Set task:
Quote every line below exactly and skip any picture.

%%

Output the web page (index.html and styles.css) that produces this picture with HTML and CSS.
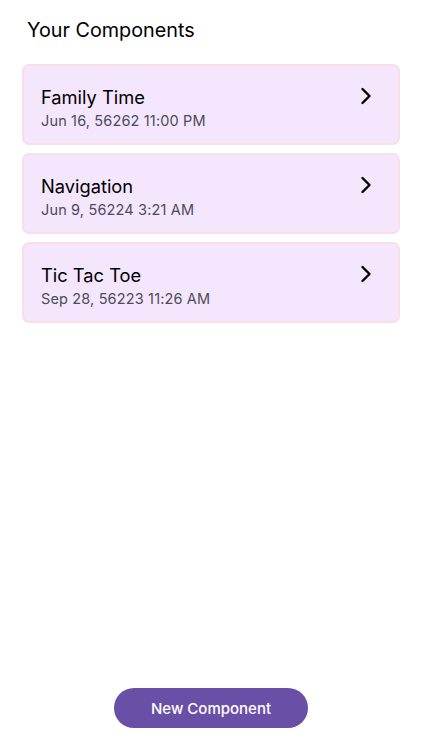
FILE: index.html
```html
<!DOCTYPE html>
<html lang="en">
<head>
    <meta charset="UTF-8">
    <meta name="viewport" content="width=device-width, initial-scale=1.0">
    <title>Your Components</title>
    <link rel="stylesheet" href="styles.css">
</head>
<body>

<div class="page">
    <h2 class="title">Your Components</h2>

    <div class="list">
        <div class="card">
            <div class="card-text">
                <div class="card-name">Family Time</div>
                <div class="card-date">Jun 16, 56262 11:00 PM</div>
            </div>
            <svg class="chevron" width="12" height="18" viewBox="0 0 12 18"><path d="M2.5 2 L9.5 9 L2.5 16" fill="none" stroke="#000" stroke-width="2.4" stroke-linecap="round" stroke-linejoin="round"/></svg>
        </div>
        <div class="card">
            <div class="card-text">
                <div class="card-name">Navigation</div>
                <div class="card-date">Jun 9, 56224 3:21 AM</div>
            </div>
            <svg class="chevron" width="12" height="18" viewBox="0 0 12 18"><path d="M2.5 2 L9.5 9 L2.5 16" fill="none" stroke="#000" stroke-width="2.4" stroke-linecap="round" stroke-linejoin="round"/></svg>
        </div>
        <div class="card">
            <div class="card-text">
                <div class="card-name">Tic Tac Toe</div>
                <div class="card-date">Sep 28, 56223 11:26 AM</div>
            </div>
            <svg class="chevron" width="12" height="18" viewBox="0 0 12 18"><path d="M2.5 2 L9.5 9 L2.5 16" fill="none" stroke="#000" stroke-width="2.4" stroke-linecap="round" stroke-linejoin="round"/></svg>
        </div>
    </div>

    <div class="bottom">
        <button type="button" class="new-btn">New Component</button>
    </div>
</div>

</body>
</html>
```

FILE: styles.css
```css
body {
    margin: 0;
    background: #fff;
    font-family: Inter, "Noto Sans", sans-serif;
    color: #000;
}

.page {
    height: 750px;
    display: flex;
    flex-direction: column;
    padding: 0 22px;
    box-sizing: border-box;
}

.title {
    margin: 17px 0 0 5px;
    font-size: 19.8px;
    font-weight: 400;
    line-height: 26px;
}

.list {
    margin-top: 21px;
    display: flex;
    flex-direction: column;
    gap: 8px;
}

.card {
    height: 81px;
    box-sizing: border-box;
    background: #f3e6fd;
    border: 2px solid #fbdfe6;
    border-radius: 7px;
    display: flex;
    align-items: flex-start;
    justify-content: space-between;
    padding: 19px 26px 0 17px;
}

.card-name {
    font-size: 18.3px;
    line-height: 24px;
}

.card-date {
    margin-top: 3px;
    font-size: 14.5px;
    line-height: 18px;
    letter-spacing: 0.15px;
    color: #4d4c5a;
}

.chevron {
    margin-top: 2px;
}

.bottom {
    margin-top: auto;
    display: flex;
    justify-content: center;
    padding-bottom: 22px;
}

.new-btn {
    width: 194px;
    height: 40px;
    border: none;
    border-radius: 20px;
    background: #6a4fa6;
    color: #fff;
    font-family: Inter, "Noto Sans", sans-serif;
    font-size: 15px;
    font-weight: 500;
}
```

%%

Result:
Output the web page (index.html and styles.css) that produces this picture with HTML and CSS.
FILE: index.html
```html
<!DOCTYPE html>
<html lang="en">
<head>
    <meta charset="UTF-8">
    <meta name="viewport" content="width=device-width, initial-scale=1.0">
    <title>Your Components</title>
    <link rel="stylesheet" href="styles.css">
</head>
<body>

<div class="page">
    <h2 class="title">Your Components</h2>

    <div class="list">
        <div class="card">
            <div class="card-text">
                <div class="card-name">Family Time</div>
                <div class="card-date">Jun 16, 56262 11:00 PM</div>
            </div>
            <svg class="chevron" width="12" height="18" viewBox="0 0 12 18"><path d="M2.5 2 L9.5 9 L2.5 16" fill="none" stroke="#000" stroke-width="2.4" stroke-linecap="round" stroke-linejoin="round"/></svg>
        </div>
        <div class="card">
            <div class="card-text">
                <div class="card-name">Navigation</div>
                <div class="card-date">Jun 9, 56224 3:21 AM</div>
            </div>
            <svg class="chevron" width="12" height="18" viewBox="0 0 12 18"><path d="M2.5 2 L9.5 9 L2.5 16" fill="none" stroke="#000" stroke-width="2.4" stroke-linecap="round" stroke-linejoin="round"/></svg>
        </div>
        <div class="card">
            <div class="card-text">
                <div class="card-name">Tic Tac Toe</div>
                <div class="card-date">Sep 28, 56223 11:26 AM</div>
            </div>
            <svg class="chevron" width="12" height="18" viewBox="0 0 12 18"><path d="M2.5 2 L9.5 9 L2.5 16" fill="none" stroke="#000" stroke-width="2.4" stroke-linecap="round" stroke-linejoin="round"/></svg>
        </div>
    </div>

    <div class="bottom">
        <button type="button" class="new-btn">New Component</button>
    </div>
</div>

</body>
</html>
```

FILE: styles.css
```css
body {
    margin: 0;
    background: #fff;
    font-family: Inter, "Noto Sans", sans-serif;
    color: #000;
}

.page {
    height: 750px;
    display: flex;
    flex-direction: column;
    padding: 0 22px;
    box-sizing: border-box;
}

.title {
    margin: 17px 0 0 5px;
    font-size: 19.8px;
    font-weight: 400;
    line-height: 26px;
}

.list {
    margin-top: 21px;
    display: flex;
    flex-direction: column;
    gap: 8px;
}

.card {
    height: 81px;
    box-sizing: border-box;
    background: #f3e6fd;
    border: 2px solid #fbdfe6;
    border-radius: 7px;
    display: flex;
    align-items: flex-start;
    justify-content: space-between;
    padding: 19px 26px 0 17px;
}

.card-name {
    font-size: 18.3px;
    line-height: 24px;
}

.card-date {
    margin-top: 3px;
    font-size: 14.5px;
    line-height: 18px;
    letter-spacing: 0.15px;
    color: #4d4c5a;
}

.chevron {
    margin-top: 2px;
}

.bottom {
    margin-top: auto;
    display: flex;
    justify-content: center;
    padding-bottom: 22px;
}

.new-btn {
    width: 194px;
    height: 40px;
    border: none;
    border-radius: 20px;
    background: #6a4fa6;
    color: #fff;
    font-family: Inter, "Noto Sans", sans-serif;
    font-size: 15px;
    font-weight: 500;
}
```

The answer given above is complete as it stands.